▶ _EXERCISE GOAL_: Retype the opening lines of the data exactly, stopping after the line that contains "import React from 'react';". Skip every picture.

-- Begin STORED RECORDS --

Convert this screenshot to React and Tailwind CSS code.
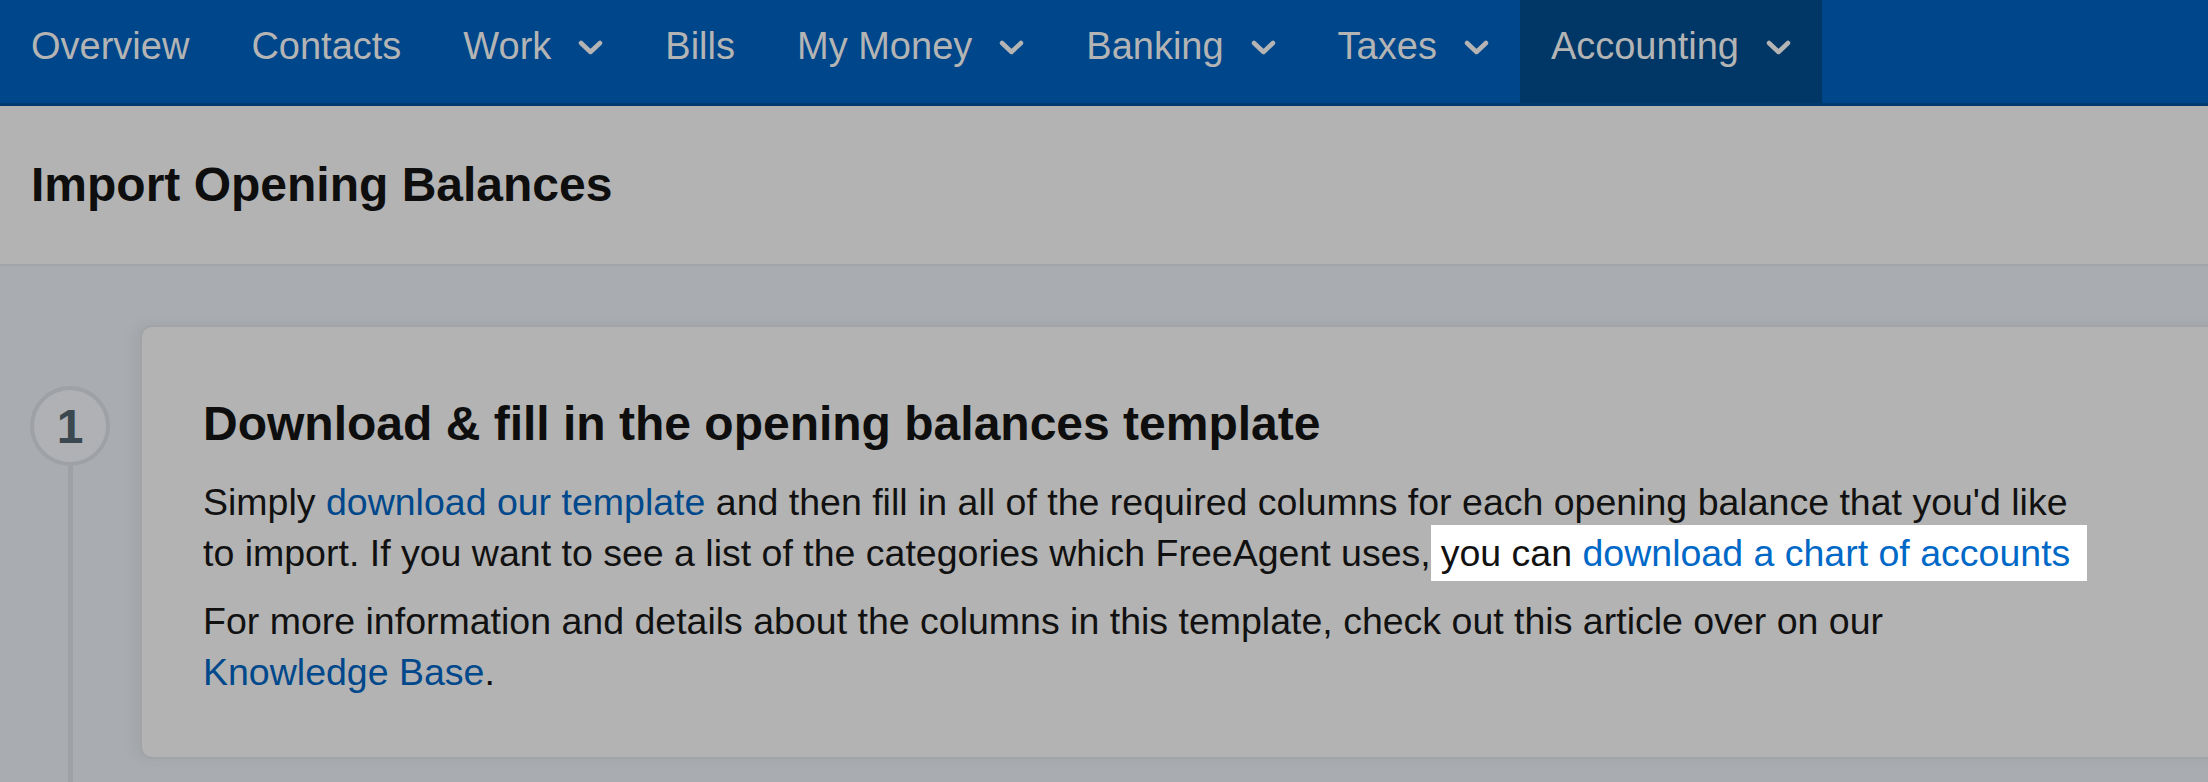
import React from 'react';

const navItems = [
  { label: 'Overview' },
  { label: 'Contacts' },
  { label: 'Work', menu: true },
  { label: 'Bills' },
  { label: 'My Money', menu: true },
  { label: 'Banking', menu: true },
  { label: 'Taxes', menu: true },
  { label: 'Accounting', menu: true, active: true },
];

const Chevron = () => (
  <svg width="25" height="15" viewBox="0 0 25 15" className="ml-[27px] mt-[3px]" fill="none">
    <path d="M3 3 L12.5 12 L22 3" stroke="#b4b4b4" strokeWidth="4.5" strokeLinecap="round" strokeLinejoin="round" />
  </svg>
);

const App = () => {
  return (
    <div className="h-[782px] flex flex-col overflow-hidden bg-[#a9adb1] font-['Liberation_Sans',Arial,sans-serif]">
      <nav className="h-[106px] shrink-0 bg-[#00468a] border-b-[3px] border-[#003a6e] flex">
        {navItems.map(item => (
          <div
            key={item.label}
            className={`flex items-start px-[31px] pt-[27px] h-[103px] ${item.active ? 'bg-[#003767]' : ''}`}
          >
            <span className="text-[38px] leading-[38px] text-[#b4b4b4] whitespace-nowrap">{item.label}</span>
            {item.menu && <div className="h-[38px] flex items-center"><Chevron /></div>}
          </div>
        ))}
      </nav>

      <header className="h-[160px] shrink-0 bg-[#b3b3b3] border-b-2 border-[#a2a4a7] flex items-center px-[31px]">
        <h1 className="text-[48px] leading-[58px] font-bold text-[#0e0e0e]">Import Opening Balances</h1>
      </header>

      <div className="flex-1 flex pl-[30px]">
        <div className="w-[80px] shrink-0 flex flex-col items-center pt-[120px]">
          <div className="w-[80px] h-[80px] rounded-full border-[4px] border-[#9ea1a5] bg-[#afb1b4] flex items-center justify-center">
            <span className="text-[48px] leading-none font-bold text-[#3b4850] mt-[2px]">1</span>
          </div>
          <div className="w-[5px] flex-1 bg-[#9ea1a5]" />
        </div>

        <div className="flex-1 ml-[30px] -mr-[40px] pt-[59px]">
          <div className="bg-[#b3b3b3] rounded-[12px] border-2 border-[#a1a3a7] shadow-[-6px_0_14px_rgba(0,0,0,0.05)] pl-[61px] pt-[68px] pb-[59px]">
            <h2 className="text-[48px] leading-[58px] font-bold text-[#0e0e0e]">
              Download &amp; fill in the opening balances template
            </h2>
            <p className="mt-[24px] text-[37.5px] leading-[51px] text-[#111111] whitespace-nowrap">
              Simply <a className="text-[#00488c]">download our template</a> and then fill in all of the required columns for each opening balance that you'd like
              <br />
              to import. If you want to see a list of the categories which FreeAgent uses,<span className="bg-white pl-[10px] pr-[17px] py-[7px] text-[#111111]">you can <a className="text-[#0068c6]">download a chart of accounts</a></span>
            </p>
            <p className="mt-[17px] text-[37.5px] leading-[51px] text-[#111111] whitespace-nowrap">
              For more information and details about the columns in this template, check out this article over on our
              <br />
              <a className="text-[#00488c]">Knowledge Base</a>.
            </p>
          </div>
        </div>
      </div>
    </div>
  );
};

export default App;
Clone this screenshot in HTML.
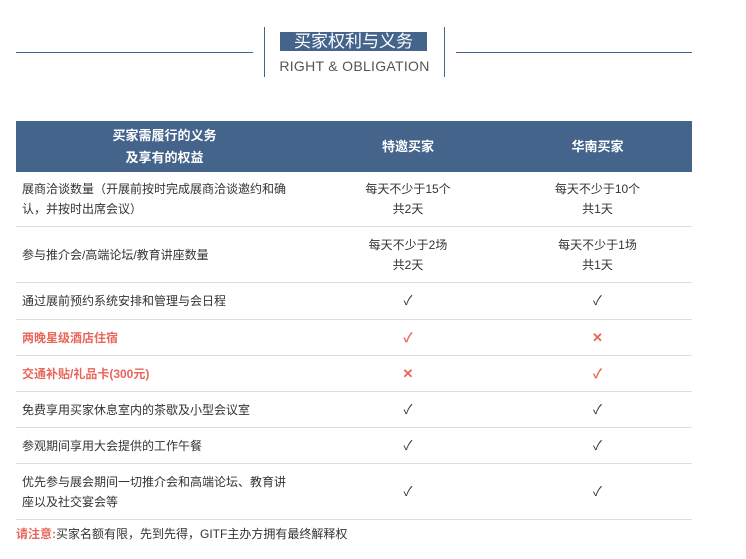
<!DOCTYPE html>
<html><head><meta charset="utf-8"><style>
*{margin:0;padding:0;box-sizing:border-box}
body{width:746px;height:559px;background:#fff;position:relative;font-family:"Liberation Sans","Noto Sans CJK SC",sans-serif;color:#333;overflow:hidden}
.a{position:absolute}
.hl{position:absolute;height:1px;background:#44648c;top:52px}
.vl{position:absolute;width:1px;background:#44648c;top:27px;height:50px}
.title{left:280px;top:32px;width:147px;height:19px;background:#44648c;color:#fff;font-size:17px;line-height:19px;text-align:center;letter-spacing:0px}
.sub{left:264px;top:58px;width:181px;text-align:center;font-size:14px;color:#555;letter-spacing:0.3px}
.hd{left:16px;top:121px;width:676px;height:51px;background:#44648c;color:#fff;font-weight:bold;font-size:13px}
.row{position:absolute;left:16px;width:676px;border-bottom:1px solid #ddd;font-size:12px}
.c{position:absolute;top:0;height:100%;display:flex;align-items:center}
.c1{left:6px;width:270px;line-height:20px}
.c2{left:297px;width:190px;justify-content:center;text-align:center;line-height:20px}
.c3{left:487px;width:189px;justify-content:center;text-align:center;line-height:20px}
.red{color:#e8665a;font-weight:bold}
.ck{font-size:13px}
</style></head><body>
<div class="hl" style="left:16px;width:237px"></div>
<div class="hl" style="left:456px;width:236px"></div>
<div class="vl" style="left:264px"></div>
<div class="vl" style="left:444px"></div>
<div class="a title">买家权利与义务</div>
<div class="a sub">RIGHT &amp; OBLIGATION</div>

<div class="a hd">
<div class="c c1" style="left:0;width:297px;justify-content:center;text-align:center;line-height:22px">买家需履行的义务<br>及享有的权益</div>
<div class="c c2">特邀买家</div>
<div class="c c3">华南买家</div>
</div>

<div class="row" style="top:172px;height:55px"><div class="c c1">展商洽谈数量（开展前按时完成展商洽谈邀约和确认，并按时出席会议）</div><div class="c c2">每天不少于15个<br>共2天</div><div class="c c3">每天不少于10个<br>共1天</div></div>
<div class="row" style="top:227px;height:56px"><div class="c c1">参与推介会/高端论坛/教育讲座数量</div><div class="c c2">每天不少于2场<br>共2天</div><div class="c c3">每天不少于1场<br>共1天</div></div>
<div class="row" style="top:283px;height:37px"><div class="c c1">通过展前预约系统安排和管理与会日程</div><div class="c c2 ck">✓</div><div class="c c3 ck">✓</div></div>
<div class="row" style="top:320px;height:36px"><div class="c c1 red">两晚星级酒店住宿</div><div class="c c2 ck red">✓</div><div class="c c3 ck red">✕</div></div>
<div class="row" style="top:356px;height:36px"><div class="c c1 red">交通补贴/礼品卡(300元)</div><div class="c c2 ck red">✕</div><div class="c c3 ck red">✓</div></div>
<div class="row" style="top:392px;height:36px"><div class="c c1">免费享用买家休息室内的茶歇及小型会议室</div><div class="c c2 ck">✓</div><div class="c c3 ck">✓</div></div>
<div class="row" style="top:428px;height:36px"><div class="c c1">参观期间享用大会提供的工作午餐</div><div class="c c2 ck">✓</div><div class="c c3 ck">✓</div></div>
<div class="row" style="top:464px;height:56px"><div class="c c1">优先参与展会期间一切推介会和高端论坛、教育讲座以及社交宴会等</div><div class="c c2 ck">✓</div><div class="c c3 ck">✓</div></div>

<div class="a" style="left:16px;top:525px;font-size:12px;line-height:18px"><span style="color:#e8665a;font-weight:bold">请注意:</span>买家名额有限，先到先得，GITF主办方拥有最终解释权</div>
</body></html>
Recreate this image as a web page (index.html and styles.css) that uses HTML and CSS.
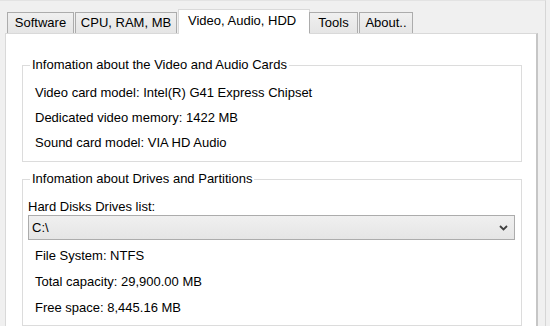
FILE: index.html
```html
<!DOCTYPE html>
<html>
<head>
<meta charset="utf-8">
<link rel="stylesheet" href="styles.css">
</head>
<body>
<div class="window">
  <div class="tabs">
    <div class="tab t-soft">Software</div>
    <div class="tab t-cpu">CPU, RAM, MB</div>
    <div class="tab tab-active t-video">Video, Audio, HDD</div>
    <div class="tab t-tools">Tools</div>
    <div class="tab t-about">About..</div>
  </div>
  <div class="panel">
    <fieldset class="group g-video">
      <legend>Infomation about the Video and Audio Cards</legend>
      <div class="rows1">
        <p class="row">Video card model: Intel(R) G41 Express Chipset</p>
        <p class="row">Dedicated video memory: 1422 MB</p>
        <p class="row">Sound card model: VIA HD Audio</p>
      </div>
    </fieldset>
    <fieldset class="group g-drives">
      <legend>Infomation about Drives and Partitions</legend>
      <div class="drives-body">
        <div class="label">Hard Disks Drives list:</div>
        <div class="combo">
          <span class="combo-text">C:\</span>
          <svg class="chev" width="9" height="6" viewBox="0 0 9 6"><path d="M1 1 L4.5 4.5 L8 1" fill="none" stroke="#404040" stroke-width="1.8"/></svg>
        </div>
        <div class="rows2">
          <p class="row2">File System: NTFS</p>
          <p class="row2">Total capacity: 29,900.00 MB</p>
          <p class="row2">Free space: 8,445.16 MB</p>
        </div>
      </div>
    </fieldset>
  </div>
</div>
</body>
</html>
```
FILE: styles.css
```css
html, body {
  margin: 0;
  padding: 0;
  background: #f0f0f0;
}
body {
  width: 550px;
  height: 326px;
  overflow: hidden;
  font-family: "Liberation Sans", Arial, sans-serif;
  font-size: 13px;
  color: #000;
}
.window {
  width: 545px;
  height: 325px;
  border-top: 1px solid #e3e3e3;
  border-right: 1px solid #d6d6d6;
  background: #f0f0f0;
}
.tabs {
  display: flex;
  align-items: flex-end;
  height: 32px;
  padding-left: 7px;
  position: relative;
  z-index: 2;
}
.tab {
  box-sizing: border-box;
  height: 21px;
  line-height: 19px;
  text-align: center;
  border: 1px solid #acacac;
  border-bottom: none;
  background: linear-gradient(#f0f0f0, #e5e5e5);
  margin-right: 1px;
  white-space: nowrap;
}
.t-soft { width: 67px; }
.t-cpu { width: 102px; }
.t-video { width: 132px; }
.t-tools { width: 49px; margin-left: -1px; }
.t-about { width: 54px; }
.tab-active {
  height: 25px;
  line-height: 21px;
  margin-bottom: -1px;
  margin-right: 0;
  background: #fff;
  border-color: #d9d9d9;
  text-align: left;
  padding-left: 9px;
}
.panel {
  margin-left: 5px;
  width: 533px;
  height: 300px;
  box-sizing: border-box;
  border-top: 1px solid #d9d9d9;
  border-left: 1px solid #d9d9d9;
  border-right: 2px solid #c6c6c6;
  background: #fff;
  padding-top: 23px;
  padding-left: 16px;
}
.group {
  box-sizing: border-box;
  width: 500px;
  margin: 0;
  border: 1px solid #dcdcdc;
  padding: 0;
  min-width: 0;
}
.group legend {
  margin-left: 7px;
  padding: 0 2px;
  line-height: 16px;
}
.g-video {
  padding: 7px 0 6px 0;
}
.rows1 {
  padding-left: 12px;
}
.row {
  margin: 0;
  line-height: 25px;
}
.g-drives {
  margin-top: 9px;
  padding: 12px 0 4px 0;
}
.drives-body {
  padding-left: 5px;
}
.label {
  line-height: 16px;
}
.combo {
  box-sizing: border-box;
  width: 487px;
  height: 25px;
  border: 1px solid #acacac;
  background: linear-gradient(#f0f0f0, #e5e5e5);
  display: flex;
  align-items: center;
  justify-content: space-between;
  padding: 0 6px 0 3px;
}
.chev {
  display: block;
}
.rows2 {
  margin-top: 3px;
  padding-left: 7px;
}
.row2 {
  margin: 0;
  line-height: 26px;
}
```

-- End STORED RECORDS --

▶ _FINISHED TASK_:
Convert this screenshot to React and Tailwind CSS code.
import React from 'react';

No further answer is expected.